05.03.1994 — 26.03.1994
Organised together with the Galleria Gian Ferrari, Milan, the show dedicated to Ubaldo Oppi brings together a selection of works on paper, either in ink or watercolour, dated between 1912 and 1929, that testify to the importance of drawing in the art of this painter from Bologna. Oppi, born in 1889 and died in 1942, from the beginnings of his artistic development frequented the milieus of Vienna, East Germany, and Paris. With Modigliani and Severini he exhibited in Paris at the gallery of Paul Guillaume, and he interpreted a style that looked at the Italian art of the 15th and 16th centuries, with the aim of recuperating a painterly expression according to classical rules.
The works collected together for this occasion can be subdivided into three groups: the first includes a series of ink on paper works, 1913-14, mainly of figures in the landscape which, in their elegant linearity reveal the influence of the central European context (in Vienna from 1907 to 1909, Oppi attended courses at the academy directed by Klimt).

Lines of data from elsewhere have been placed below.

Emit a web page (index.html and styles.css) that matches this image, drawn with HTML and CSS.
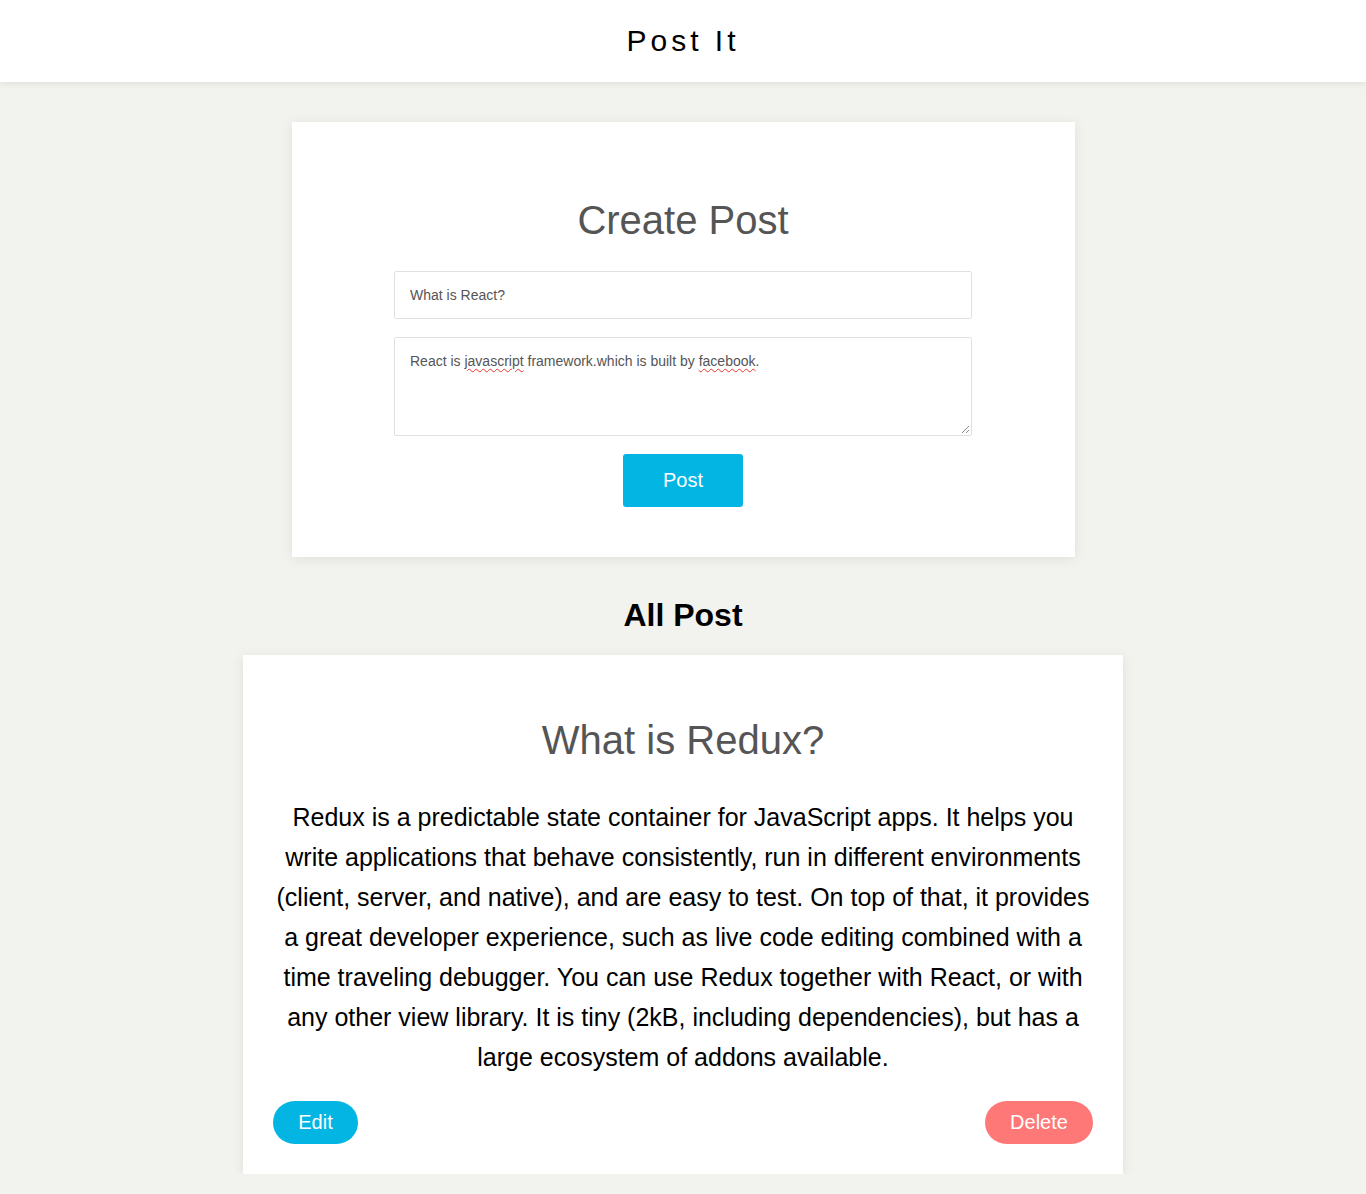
FILE: index.html
```html
<!DOCTYPE html>
<html lang="en">
<head>
<meta charset="utf-8">
<title>Post It</title>
<link rel="stylesheet" href="styles.css">
</head>
<body>
<header class="topbar">
  <h1 class="brand">Post It</h1>
</header>
<main class="main">
  <section class="card create">
    <h2 class="card-title">Create Post</h2>
    <form class="form">
      <input class="field" type="text" value="What is React?">
      <div class="field area">React is <span class="typo">javascript</span> framework.which is built by <span class="typo">facebook</span>.<svg class="grip" width="9" height="9" viewBox="0 0 9 9"><path d="M8 1L1 8M8 5L5 8" stroke="#8a8a8a" stroke-width="1"/></svg></div>
      <button class="btn-post" type="button">Post</button>
    </form>
  </section>
  <h2 class="section-title">All Post</h2>
  <article class="card post">
    <h2 class="card-title">What is Redux?</h2>
    <p class="post-body">Redux is a predictable state container for JavaScript apps. It helps you write applications that behave consistently, run in different environments (client, server, and native), and are easy to test. On top of that, it provides a great developer experience, such as live code editing combined with a time traveling debugger. You can use Redux together with React, or with any other view library. It is tiny (2kB, including dependencies), but has a large ecosystem of addons available.</p>
    <div class="actions">
      <button class="pill edit" type="button">Edit</button>
      <button class="pill delete" type="button">Delete</button>
    </div>
  </article>
</main>
</body>
</html>
```
FILE: styles.css
```css
* { box-sizing: border-box; }
html, body { margin: 0; padding: 0; }
body {
  background: #f2f2ee;
  font-family: "Liberation Sans", Arial, sans-serif;
  color: #000;
}
.topbar {
  background: #fff;
  height: 82px;
  display: flex;
  align-items: center;
  justify-content: center;
  box-shadow: 0 2px 6px rgba(0, 0, 0, 0.08);
  position: relative;
}
.brand {
  margin: 0;
  font-size: 30px;
  font-weight: normal;
  letter-spacing: 4px;
}
.main {
  display: flex;
  flex-direction: column;
  align-items: center;
  padding-top: 40px;
}
.card {
  background: #fff;
  box-shadow: 0 2px 12px rgba(0, 0, 0, 0.08);
  display: flex;
  flex-direction: column;
  align-items: center;
}
.create {
  width: 783px;
  padding: 75px 0 50px;
}
.card-title {
  margin: 0;
  font-size: 40px;
  line-height: 46px;
  font-weight: normal;
  color: #555;
}
.form {
  width: 578px;
  margin-top: 28px;
  display: flex;
  flex-direction: column;
  align-items: center;
  gap: 18px;
}
.field {
  width: 100%;
  height: 48px;
  border: 1px solid #dde1e6;
  border-radius: 2px;
  padding: 0 15px;
  font-family: "Liberation Sans", Arial, sans-serif;
  font-size: 14px;
  color: #555;
  background: #fff;
  outline: none;
}
.area {
  height: 99px;
  padding: 15px 15px;
  line-height: 17px;
  position: relative;
}
.typo {
  text-decoration: underline wavy #e33;
  text-decoration-thickness: 1px;
  text-underline-offset: 2px;
}
.grip {
  position: absolute;
  right: 1px;
  bottom: 1px;
}
.btn-post {
  width: 120px;
  height: 53px;
  border: none;
  border-radius: 3px;
  background: #03b5e3;
  color: #fff;
  font-family: "Liberation Sans", Arial, sans-serif;
  font-size: 20px;
  cursor: pointer;
}
.section-title {
  margin: 40px 0 22px;
  font-size: 32px;
  line-height: 36px;
  font-weight: bold;
}
.post {
  width: 880px;
  padding: 62px 30px 30px;
}
.post-body {
  margin: 34px 0 0;
  font-size: 25px;
  line-height: 40px;
  text-align: center;
}
.actions {
  align-self: stretch;
  display: flex;
  justify-content: space-between;
  margin-top: 24px;
}
.pill {
  height: 43px;
  border: none;
  border-radius: 22px;
  color: #fff;
  font-family: "Liberation Sans", Arial, sans-serif;
  font-size: 20px;
  cursor: pointer;
}
.edit { width: 85px; background: #03b5e3; }
.delete { width: 108px; background: #ff7878; }
```
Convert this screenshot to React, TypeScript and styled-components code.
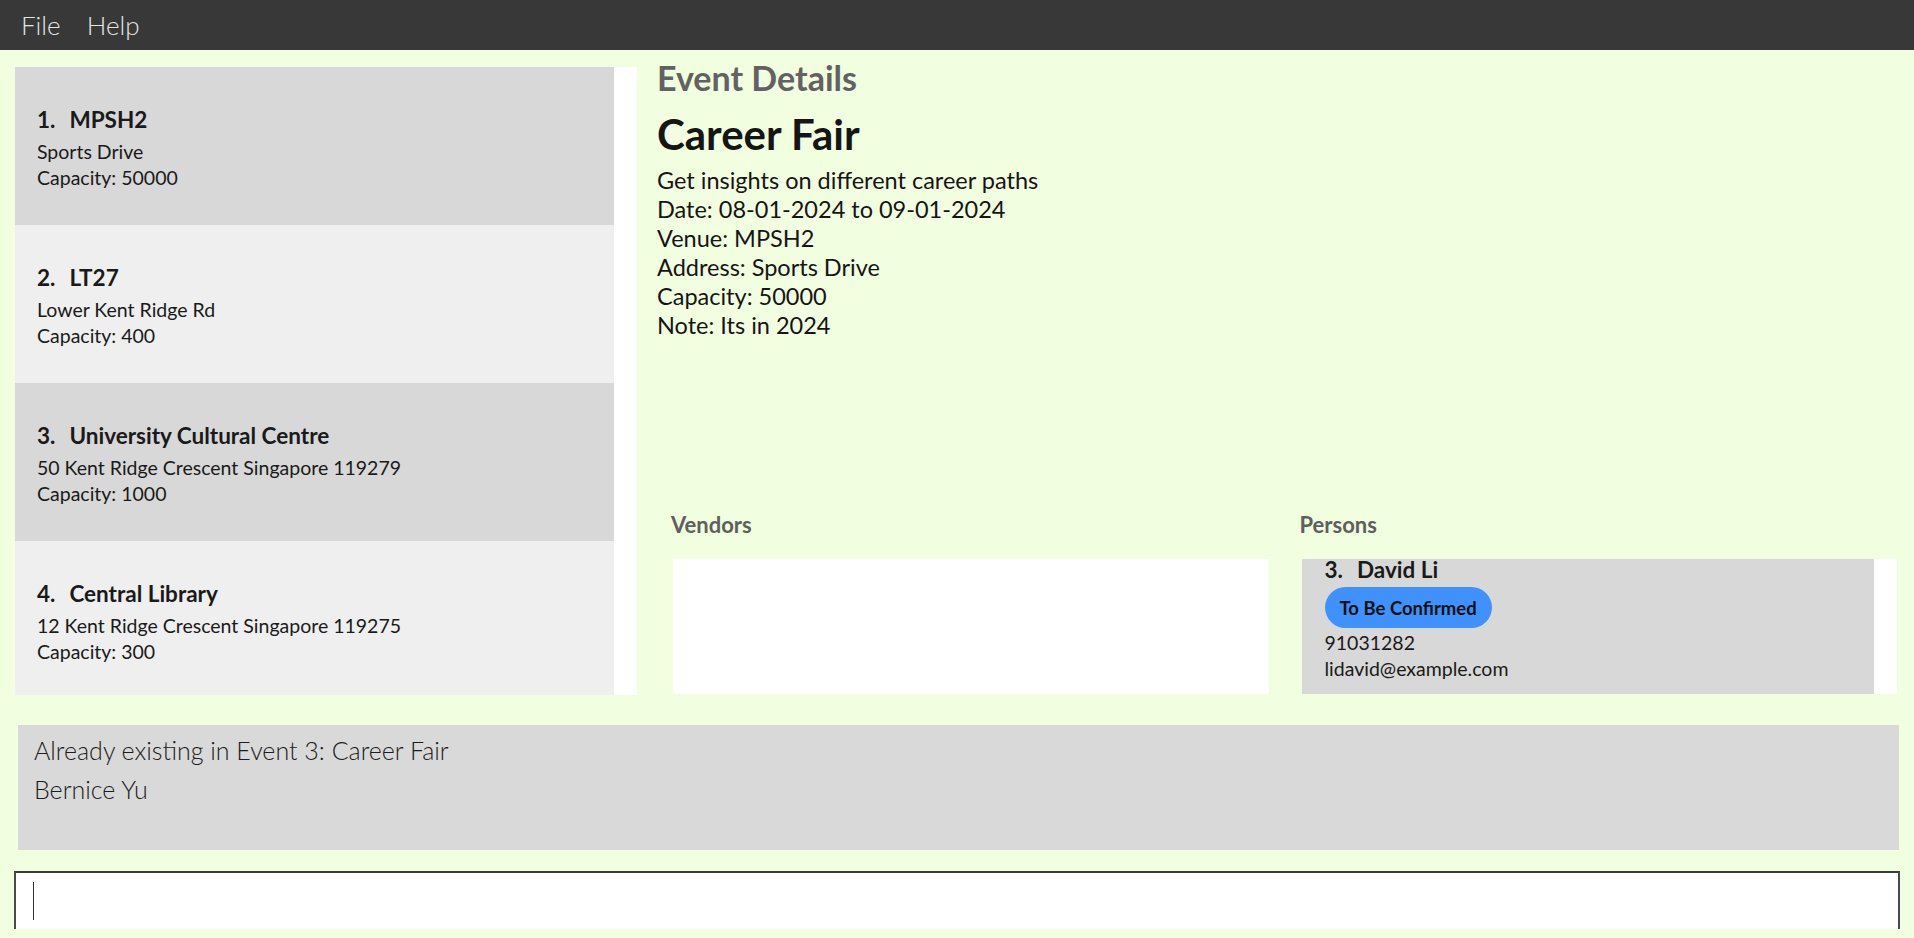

The second, that makes up the central section of the show, includes a selection of works found recently that includes some hundred watercolours and drawings created in his three months in prison in Mauthausen from the end of 1917 to the early months of 1918. Thanks to these it is possible to understand the matrix of a primitivism that, on the one hand, glances at Picasso’s Blue Period for its representation of a suffering humanity, and on the other hand, looks at the language of Garbari.
A third group is added and consists of drawings made in the 1920s, heterogeneous with regard to subjects and stylistic result: among them are some Ligurian landscapes from 1921, undertaken at the end of the artist’s second stay in Paris, begin in 1919, a felicitous naturalistic interlude: La Scuola di Pitagora (1923) is a homage to classicism – an open colonnade giving on to distant mountains acts as the scenography to a crowd of freely moving figures -, and then Adamo ed Eva (1925) and three sketches for the San Francesco altarpiece (1927-28).
The various phases into which the artist’s language developed are further documented by some paintings chosen for their close connection with the historical moment to which is being referred: from Figura in rosso (1912), with a vaguely Secessionist inspiration, to Testa d’uomo (il professore di matematica) (1913), contemporary with some studies in the show, Ritratto di ragazza cadorina (1929), the canvas which rounds off the exhibition, painted in the same year that the artist held a solo show at Edoardo Persico’s gallery.